▶ What you are asked to do: Reproduce, exactly and in full, the lines from the one with "Give me the Vue 3 source for this screenshot." through the one with "const access = ref('')" in the data below; drop pictures.

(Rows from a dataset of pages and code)
============

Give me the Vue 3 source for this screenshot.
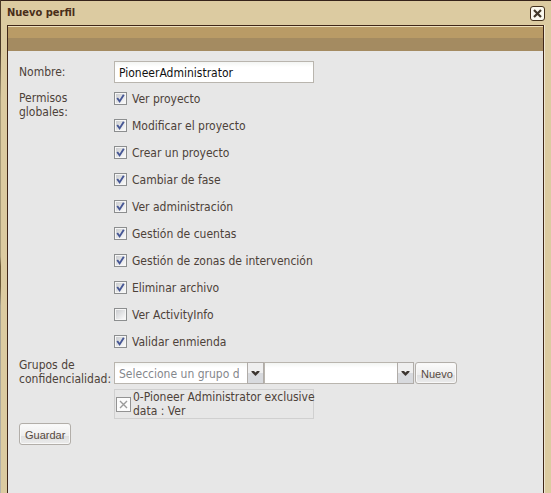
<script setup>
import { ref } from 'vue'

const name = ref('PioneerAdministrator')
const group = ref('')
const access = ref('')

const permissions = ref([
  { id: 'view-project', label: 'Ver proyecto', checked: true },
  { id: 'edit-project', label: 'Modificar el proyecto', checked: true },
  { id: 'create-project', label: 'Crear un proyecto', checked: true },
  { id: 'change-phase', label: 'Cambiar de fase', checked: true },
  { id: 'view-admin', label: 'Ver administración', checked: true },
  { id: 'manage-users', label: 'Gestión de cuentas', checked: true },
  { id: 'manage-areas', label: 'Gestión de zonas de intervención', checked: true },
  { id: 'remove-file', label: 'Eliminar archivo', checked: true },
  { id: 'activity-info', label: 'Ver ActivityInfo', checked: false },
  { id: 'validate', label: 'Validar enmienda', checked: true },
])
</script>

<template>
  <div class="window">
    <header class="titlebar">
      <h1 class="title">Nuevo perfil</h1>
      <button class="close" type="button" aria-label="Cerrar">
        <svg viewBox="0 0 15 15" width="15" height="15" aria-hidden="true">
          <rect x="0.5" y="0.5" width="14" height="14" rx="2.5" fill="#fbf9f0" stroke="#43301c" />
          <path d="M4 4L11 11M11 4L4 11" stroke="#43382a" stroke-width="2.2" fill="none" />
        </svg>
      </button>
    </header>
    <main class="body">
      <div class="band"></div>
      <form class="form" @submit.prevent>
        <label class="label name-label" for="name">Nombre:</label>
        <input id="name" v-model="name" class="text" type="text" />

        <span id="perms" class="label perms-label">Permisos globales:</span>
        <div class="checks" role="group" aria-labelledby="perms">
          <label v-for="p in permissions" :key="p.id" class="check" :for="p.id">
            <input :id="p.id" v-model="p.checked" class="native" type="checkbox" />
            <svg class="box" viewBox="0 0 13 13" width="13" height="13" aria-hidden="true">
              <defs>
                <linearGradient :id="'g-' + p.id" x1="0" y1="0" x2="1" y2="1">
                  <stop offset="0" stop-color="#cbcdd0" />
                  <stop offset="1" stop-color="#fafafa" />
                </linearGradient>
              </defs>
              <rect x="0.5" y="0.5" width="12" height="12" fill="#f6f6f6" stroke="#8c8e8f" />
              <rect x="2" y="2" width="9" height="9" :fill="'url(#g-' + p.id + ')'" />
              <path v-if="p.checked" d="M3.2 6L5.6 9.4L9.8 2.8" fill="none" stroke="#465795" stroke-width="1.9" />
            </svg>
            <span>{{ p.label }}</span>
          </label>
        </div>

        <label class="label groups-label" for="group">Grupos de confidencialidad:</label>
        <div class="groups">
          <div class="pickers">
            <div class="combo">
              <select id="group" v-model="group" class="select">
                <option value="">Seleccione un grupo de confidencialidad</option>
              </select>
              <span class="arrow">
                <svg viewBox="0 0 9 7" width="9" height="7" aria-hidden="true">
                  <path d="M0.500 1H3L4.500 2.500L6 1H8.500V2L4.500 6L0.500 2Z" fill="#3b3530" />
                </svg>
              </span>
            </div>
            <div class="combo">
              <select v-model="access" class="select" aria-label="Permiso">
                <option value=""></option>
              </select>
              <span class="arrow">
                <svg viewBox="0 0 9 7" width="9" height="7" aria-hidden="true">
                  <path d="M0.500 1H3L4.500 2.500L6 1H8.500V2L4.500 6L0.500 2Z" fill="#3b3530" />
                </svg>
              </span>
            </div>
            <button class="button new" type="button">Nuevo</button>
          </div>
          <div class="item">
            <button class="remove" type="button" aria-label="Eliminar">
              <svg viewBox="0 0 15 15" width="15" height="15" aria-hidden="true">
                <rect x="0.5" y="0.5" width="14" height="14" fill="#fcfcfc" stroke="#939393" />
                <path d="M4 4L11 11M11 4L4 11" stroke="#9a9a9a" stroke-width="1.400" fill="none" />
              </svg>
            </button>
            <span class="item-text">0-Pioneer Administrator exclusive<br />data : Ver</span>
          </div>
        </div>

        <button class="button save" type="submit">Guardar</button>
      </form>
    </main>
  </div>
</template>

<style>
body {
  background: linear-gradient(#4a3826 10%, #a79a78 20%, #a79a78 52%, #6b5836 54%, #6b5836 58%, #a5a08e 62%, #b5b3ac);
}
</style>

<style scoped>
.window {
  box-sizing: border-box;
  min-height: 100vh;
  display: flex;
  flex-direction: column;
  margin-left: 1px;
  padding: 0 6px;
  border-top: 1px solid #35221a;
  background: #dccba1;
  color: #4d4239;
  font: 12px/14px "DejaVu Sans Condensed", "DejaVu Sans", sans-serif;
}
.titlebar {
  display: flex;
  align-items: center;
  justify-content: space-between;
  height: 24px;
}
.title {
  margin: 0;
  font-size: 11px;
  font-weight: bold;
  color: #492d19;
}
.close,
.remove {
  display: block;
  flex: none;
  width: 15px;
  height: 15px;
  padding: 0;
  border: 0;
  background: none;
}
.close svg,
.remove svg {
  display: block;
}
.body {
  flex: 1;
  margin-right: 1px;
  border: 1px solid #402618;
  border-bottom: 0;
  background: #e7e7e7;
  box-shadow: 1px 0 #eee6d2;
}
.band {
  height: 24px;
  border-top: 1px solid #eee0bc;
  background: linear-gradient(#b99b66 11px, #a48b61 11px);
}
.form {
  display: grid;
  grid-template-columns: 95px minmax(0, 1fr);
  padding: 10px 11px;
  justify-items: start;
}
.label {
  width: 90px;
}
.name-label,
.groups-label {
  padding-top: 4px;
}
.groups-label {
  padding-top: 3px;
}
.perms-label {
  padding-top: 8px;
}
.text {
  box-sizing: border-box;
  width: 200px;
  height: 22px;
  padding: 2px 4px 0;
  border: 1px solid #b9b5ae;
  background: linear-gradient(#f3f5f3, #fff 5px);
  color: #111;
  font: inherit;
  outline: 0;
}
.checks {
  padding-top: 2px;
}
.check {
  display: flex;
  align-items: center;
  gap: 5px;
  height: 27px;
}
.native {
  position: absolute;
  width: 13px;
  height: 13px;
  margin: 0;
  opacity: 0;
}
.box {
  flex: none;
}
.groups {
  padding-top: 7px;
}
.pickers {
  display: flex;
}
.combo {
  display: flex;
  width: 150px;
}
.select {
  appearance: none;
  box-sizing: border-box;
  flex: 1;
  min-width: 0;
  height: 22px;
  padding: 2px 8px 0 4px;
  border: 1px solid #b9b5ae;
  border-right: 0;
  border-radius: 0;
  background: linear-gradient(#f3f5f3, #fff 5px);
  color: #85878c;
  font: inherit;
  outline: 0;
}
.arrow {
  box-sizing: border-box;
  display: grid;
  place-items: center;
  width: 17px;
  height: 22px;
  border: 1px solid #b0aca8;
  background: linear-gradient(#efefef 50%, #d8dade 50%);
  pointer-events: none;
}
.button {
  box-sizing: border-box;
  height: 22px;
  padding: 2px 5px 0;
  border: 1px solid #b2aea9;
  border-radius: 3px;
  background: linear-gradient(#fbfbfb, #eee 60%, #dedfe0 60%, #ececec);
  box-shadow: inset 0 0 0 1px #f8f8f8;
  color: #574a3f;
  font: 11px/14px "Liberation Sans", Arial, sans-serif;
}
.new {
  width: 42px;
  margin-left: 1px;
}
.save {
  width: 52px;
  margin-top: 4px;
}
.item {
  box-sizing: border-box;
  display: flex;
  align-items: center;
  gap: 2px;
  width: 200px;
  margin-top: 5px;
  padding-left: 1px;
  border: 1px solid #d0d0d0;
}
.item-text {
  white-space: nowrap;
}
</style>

============

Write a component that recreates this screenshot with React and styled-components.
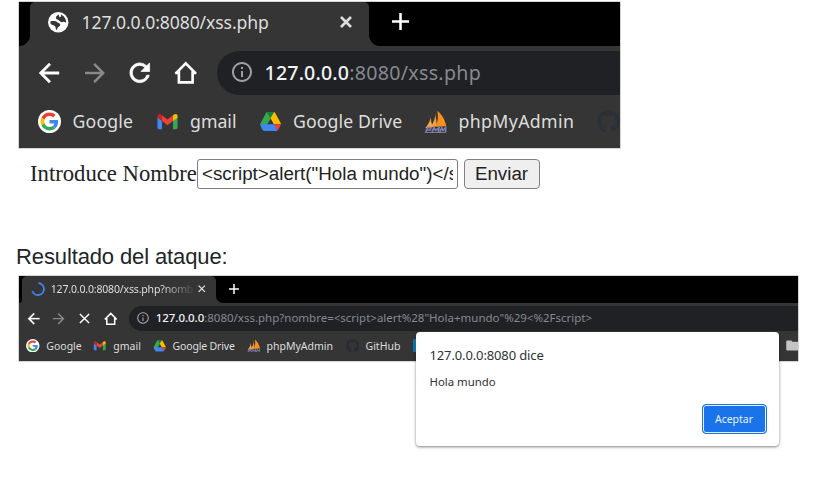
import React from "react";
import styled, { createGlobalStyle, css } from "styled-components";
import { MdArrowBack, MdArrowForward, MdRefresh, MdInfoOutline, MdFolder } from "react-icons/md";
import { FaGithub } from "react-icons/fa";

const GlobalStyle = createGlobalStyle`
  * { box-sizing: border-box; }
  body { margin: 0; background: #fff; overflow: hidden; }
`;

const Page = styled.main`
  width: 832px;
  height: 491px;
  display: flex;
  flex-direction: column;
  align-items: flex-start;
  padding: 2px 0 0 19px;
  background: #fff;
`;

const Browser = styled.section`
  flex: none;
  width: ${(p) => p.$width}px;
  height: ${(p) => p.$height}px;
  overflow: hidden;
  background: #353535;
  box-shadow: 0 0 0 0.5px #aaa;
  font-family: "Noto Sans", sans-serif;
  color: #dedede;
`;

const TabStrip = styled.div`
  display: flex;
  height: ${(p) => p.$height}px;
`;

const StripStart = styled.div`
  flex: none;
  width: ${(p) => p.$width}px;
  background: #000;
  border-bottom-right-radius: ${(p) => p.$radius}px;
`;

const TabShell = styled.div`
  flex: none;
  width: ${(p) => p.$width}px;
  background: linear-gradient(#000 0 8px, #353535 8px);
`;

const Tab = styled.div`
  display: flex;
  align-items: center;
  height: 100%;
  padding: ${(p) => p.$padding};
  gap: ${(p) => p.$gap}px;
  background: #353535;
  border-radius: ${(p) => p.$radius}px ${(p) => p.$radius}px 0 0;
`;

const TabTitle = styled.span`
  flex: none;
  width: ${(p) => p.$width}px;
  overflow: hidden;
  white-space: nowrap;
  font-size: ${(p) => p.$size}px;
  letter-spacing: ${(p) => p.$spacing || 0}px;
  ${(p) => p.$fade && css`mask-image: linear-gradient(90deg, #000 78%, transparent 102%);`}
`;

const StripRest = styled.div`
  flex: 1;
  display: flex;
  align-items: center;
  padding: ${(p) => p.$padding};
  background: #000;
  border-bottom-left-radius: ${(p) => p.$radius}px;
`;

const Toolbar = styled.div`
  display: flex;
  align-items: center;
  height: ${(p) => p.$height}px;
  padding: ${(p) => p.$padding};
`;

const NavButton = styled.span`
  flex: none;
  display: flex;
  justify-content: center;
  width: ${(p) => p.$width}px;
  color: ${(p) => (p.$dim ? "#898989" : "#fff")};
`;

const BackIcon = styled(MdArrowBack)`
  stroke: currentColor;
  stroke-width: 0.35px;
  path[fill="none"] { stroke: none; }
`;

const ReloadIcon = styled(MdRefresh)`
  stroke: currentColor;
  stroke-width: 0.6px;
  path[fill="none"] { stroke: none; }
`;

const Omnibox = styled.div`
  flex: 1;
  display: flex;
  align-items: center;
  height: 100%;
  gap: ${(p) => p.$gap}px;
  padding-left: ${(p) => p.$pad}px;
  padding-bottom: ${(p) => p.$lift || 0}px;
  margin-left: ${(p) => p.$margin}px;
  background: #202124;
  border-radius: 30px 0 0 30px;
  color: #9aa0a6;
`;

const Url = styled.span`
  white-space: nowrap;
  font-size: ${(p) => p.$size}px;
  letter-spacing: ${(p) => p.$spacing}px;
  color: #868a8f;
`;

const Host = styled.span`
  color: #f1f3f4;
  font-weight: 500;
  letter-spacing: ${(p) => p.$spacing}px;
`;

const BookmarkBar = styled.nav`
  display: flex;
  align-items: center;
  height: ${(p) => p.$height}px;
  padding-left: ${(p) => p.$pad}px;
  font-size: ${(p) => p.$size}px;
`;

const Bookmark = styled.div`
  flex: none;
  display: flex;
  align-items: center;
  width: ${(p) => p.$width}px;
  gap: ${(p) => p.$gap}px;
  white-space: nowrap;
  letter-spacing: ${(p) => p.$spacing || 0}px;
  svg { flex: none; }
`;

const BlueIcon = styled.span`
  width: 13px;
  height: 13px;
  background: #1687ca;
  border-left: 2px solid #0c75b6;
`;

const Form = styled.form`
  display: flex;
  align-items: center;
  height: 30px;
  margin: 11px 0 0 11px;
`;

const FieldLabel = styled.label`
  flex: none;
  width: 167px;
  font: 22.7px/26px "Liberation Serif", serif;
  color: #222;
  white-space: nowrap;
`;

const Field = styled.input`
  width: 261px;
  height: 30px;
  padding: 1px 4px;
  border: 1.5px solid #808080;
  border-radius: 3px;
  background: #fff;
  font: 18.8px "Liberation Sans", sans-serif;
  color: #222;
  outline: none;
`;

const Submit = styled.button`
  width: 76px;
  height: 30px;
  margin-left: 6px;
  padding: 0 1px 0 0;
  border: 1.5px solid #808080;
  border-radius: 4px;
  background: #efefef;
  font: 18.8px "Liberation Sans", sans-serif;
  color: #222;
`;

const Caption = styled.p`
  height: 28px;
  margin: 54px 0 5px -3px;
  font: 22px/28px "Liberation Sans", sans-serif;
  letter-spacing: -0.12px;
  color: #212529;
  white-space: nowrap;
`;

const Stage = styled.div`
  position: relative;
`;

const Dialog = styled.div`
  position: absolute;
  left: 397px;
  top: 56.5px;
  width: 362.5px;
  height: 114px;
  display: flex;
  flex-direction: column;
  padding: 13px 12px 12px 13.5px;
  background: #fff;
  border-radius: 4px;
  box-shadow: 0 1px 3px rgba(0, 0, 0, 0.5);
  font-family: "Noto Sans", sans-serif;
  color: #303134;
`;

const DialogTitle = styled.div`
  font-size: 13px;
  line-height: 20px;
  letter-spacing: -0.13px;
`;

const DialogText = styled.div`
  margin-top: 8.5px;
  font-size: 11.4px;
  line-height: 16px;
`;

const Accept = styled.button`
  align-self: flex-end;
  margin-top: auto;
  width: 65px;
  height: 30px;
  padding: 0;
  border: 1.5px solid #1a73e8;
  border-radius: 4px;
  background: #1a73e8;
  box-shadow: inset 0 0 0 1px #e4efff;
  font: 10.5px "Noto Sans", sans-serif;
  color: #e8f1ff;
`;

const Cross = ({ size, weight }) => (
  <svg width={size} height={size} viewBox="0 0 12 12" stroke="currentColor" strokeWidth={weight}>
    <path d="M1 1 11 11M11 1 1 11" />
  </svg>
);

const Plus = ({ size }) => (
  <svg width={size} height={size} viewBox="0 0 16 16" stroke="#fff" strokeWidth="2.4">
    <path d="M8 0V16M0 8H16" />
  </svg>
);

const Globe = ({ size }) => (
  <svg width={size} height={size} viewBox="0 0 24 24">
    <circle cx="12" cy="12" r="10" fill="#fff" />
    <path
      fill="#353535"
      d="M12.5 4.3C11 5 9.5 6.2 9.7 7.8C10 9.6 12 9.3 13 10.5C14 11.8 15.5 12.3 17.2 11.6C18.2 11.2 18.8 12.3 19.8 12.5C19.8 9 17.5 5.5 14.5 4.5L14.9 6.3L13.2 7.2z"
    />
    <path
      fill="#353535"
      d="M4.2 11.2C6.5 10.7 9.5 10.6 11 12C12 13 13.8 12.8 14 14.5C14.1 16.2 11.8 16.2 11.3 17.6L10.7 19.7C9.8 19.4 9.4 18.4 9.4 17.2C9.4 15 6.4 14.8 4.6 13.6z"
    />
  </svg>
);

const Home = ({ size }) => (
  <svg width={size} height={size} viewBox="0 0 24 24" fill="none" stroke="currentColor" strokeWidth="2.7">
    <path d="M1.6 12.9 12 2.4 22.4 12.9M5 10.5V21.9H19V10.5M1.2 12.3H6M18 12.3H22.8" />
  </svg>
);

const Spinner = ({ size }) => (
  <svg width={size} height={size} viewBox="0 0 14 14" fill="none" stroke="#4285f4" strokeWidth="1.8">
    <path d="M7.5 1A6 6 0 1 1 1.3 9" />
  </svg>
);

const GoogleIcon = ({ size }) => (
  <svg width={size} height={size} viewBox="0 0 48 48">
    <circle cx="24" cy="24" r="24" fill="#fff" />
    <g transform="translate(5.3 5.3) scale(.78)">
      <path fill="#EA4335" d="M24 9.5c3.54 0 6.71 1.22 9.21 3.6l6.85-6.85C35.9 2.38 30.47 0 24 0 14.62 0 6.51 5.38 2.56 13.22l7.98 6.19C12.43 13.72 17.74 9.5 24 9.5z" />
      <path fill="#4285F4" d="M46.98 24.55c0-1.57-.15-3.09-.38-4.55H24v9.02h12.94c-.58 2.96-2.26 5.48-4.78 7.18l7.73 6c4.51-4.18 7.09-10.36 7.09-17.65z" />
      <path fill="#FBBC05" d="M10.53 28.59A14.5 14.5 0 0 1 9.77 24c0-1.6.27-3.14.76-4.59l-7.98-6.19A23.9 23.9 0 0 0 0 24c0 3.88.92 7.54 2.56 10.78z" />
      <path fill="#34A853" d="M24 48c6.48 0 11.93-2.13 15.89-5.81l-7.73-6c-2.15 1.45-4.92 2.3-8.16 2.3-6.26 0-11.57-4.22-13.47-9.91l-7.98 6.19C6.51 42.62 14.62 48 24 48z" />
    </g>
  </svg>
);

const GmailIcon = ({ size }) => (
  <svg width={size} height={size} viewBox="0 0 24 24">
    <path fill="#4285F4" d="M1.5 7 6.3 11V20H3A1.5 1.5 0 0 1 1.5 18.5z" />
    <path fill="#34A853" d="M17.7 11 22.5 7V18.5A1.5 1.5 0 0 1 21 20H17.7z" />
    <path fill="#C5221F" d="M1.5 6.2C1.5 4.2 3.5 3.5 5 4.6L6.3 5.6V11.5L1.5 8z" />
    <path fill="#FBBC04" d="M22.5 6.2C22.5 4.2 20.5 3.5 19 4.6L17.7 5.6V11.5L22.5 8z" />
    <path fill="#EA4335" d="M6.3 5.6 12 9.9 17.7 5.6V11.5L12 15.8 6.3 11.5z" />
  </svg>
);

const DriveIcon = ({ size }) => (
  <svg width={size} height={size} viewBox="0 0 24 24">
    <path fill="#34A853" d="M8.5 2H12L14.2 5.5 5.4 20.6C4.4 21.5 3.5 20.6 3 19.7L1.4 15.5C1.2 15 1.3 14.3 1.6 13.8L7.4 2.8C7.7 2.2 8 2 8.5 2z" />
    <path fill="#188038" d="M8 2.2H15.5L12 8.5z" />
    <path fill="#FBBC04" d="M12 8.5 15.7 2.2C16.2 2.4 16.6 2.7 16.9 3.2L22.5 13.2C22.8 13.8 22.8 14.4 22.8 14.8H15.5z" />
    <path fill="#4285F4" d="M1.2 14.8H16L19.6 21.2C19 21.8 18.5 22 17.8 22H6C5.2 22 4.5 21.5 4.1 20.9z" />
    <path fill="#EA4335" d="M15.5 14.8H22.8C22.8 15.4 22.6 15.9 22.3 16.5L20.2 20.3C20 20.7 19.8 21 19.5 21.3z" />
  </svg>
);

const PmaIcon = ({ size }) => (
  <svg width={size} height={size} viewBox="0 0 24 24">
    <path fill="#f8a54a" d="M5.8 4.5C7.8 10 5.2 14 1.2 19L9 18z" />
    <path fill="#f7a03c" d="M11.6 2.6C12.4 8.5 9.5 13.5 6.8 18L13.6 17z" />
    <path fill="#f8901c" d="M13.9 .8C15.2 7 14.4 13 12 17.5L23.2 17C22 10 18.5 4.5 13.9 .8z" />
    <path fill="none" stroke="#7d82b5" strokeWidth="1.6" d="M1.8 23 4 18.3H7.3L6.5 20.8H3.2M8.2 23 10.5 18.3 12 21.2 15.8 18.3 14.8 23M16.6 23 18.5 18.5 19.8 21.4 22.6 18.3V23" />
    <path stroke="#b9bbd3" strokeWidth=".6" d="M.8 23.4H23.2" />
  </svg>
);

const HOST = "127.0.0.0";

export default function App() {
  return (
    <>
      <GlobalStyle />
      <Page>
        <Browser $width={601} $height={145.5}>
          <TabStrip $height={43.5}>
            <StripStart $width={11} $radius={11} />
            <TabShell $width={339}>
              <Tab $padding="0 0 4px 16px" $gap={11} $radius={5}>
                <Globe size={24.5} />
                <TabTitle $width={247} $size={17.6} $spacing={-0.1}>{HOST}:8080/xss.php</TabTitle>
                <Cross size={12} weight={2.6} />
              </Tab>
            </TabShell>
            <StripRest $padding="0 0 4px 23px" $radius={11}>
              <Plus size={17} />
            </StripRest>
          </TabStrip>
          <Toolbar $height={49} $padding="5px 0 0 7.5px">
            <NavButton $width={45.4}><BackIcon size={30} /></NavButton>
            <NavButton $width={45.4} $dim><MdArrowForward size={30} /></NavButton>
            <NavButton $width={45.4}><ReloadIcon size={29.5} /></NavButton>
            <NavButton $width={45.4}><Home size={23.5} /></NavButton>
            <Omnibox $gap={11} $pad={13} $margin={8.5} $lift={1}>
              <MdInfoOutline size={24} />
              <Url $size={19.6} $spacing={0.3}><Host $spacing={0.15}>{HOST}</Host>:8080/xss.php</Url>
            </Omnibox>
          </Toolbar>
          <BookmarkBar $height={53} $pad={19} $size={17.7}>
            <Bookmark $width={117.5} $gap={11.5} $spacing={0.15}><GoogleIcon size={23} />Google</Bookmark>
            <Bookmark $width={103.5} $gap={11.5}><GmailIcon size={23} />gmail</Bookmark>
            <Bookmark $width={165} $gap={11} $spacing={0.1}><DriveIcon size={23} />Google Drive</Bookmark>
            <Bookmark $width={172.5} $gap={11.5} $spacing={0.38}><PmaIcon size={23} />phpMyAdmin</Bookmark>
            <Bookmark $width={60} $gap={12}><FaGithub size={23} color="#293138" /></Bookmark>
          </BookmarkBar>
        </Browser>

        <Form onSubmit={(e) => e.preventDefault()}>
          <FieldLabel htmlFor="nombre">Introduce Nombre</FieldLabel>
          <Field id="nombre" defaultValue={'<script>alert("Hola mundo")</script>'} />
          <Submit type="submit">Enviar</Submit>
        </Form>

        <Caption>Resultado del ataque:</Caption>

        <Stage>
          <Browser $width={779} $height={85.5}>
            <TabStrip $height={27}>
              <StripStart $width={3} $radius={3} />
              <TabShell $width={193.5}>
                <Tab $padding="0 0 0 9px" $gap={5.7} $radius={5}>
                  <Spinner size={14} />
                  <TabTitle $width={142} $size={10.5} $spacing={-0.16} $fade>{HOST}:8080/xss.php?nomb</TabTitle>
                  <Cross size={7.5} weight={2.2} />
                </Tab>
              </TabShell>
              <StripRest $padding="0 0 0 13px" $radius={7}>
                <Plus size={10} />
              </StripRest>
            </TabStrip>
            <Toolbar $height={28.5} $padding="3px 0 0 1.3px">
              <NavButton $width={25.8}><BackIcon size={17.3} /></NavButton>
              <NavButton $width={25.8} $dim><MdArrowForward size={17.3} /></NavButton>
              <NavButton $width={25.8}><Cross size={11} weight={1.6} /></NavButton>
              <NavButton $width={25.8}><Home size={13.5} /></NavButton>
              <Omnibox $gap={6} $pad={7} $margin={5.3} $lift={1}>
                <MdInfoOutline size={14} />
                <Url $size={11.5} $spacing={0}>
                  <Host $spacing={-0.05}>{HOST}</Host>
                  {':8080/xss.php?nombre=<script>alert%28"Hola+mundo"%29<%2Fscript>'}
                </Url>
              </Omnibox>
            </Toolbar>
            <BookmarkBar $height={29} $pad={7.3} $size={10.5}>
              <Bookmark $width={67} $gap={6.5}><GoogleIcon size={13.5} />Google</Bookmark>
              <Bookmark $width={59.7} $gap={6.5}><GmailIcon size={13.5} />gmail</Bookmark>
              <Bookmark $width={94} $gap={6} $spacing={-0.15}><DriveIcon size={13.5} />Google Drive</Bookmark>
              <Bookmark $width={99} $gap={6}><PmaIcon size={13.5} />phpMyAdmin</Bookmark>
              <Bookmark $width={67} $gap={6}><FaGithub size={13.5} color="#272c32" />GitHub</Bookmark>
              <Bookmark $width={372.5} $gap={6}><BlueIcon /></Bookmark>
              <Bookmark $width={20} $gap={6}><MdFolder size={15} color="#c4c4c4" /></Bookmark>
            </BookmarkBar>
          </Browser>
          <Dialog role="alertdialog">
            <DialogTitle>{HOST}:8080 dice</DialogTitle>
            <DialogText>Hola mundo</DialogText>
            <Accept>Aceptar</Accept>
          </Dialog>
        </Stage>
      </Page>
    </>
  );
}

============

▶ Answer for this exercise:
Give me the Vue 3 source for this screenshot.
<script setup>
import { ref } from 'vue'

const name = ref('PioneerAdministrator')
const group = ref('')
const access = ref('')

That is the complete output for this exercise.